Maruli—menantu Menteri Koordinator Kemaritiman dan Investasi Luhut Binsar Pandjaitan—menjabat Pangkostrad pada 2022-2023. Saat ini Maruli menjabat Kepala Staf Angkatan Darat menggantikan Jenderal Agus Subiyanto. Maruli disebut-sebut pernah menjadi prajurit bawahan saat Prabowo masih berdinas aktif sebagai Komandan Jenderal Kopassus.
Tempo belum mendapat konfirmasi dan jawaban dari Jenderal Maruli Simanjuntak dan Kepala Dinas Penerangan Angkatan Darat Brigadir Jenderal Kristomei Sianturi ihwal rekomendasi tersebut.
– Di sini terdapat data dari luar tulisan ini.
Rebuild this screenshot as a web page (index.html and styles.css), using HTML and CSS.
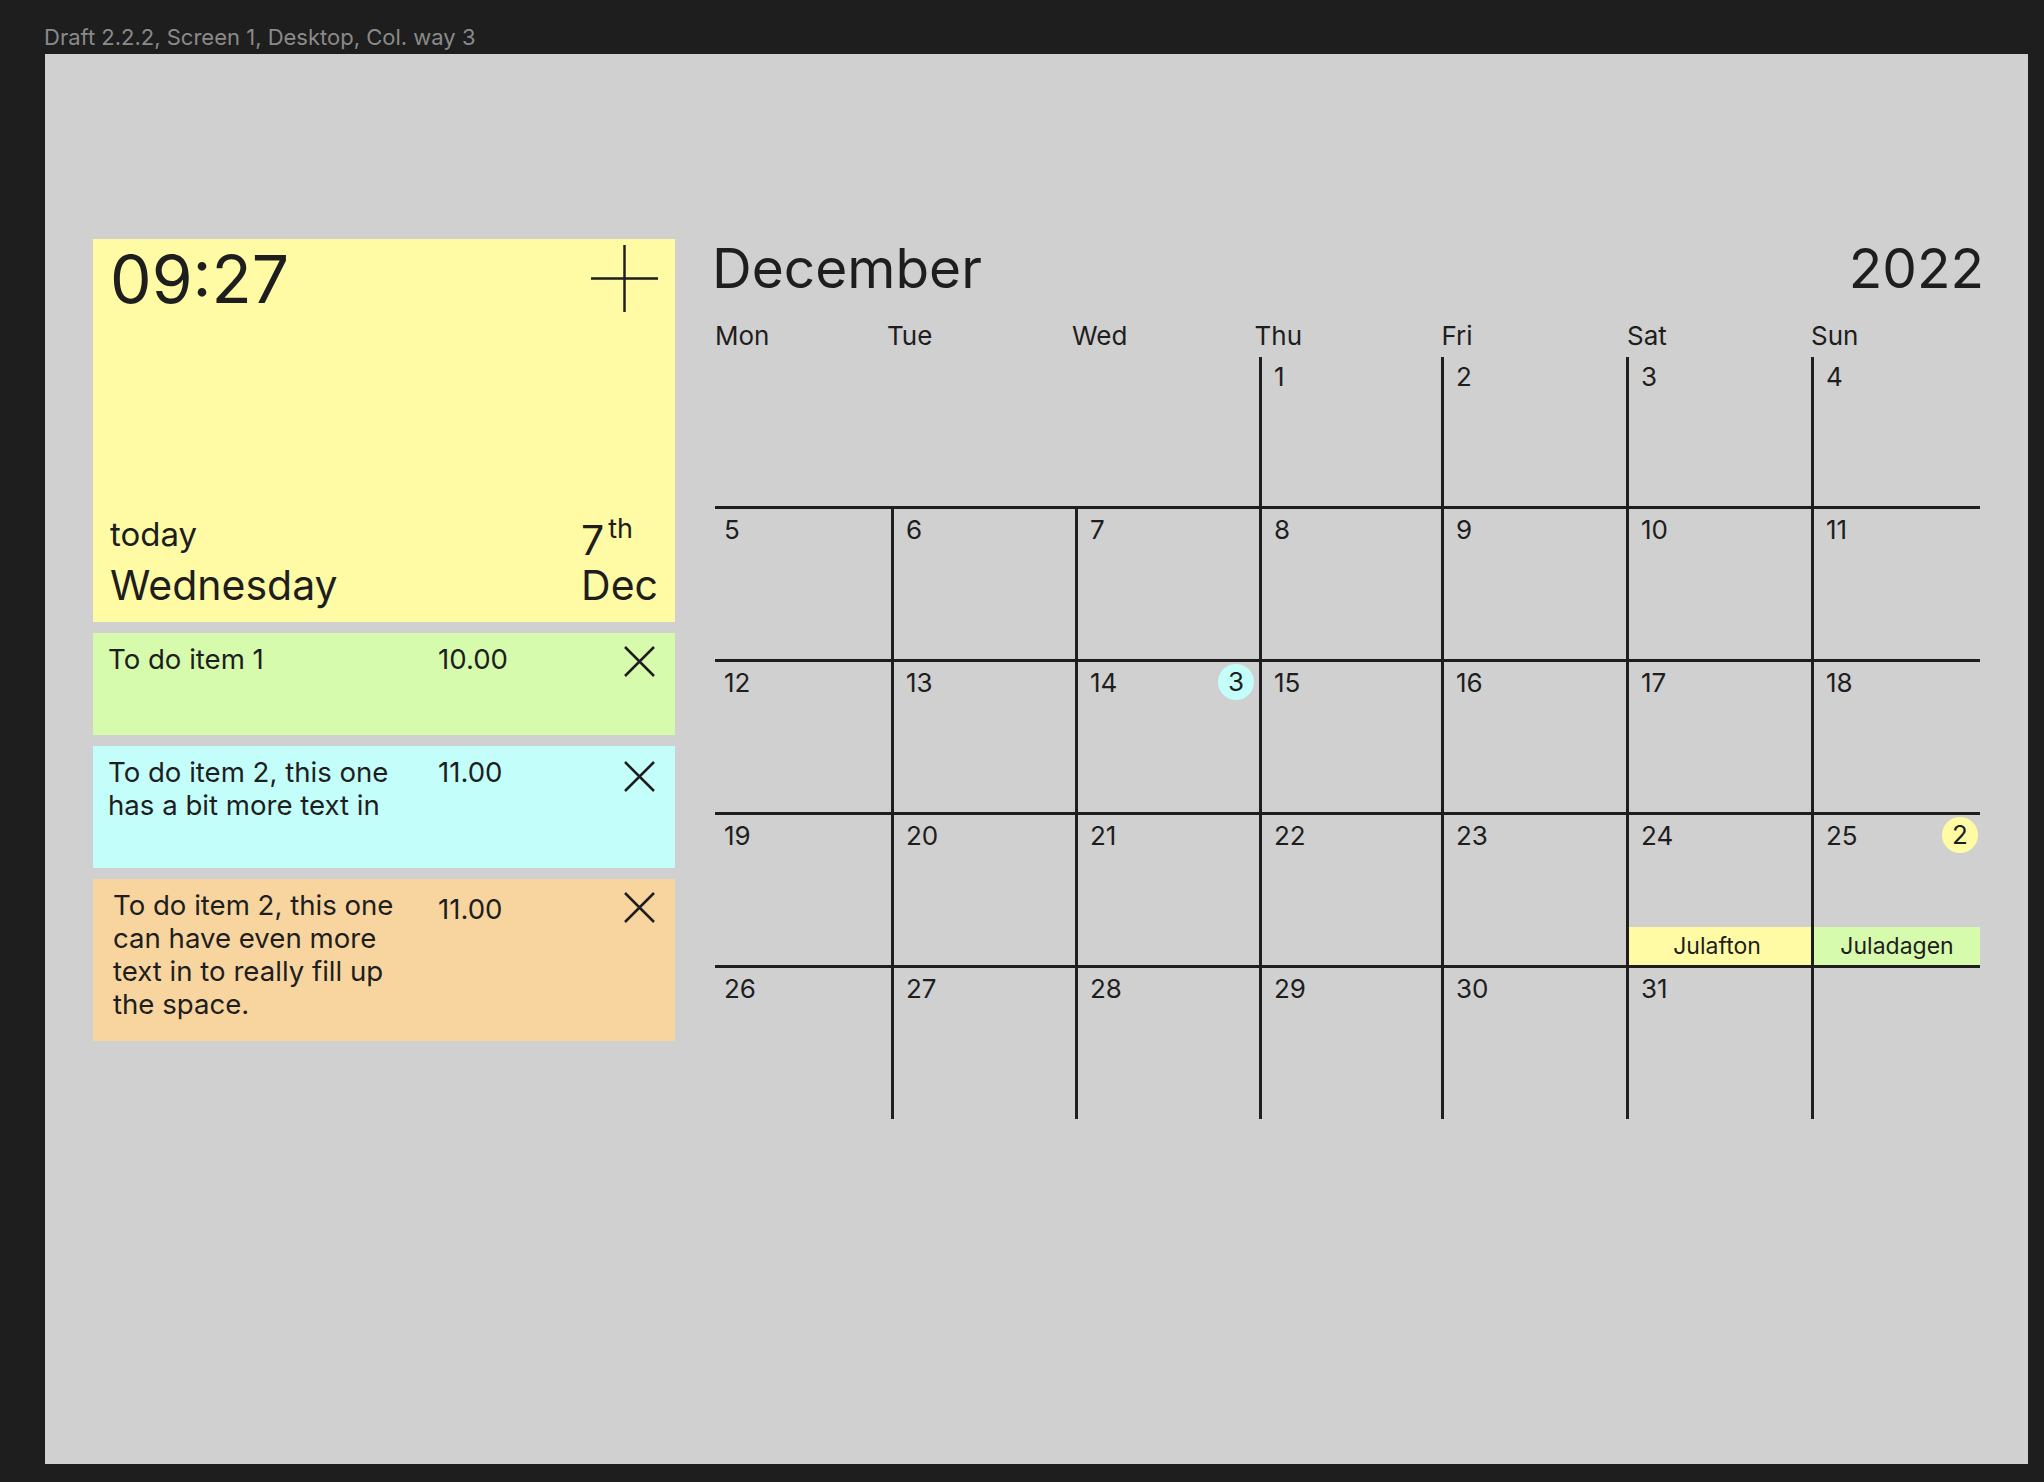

Hingga semalam, pesan permintaan konfirmasi yang dikirim melalui WhatsApp itu hanya menunjukkan notifikasi terkirim. Begitu juga dengan upaya menghubungi melalui telepon.
Upaya permintaan konfirmasi juga dilakukan terhadap mantan petinggi di matra Angkatan Darat. Kemarin, Tempo mengirim pesan permintaan konfirmasi kepada mantan Kepala Staf Angkatan Darat, Jenderal Dudung Abdurachman. Namun Dudung belum menjawab pesan tersebut. Adapun mantan Kepala Dinas Angkatan Darat, Brigadir Jenderal Hamim Thohari, menjawab singkat. “Silakan tanyakan langsung pada Kadispenad,” ujarnya.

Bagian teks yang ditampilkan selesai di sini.